The study of the origin of irregular satellites remains important in planetary science because it provides constraints on the formation process of giant planets and probes the properties of a now-extinct planetesimal disk that existed at 5-30 AU early in solar system history. While several putative scenarios of irregular-satellite capture around giant planets have been developed, various uncertainties and the lack of an accurate model of the evolutionary history of the solar system usually prevent an assessment of their overall likelihood. Here we study a three-body interaction scenario in which irregular satellites are formed by dissociation of a planetesimal binary in the gravity field of a planet. Within the frame of the Nice model, we determine how many irregular satellites are expected to be formed about each of the giant planets. We pay special attention to a possible capture of Triton via this mechanism. We find that Triton could have been captured via a binary dissociation very soon after Neptune's formation when the planetesimal disk was still dynamically cold. Triton was most likely captured by a dissociation of a binary system where the more massive component was ~2-5 times heavier than Triton.
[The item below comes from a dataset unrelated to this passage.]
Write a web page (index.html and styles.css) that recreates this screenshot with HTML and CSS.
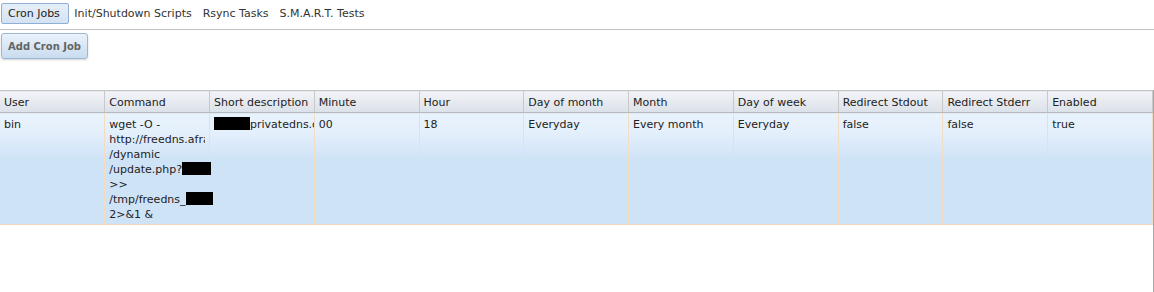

Our results suggest that Neptune, the formation of Triton's binary, and the capture of Triton around Neptune all occurred within the first ~5-10 Myr of solar system formation when the gas disk was still present. This would rule out the late formation of ice giants. Our results also indicate that binary dissociation is a highly unlikely process for the origin of small irregular satellites for two reasons. First, the orbital distribution of the captured bodies is inconsistent with that of the observed irregular satellites. Second, the efficiency of the captures is too low to explain the numerous populations of small irregular satellites.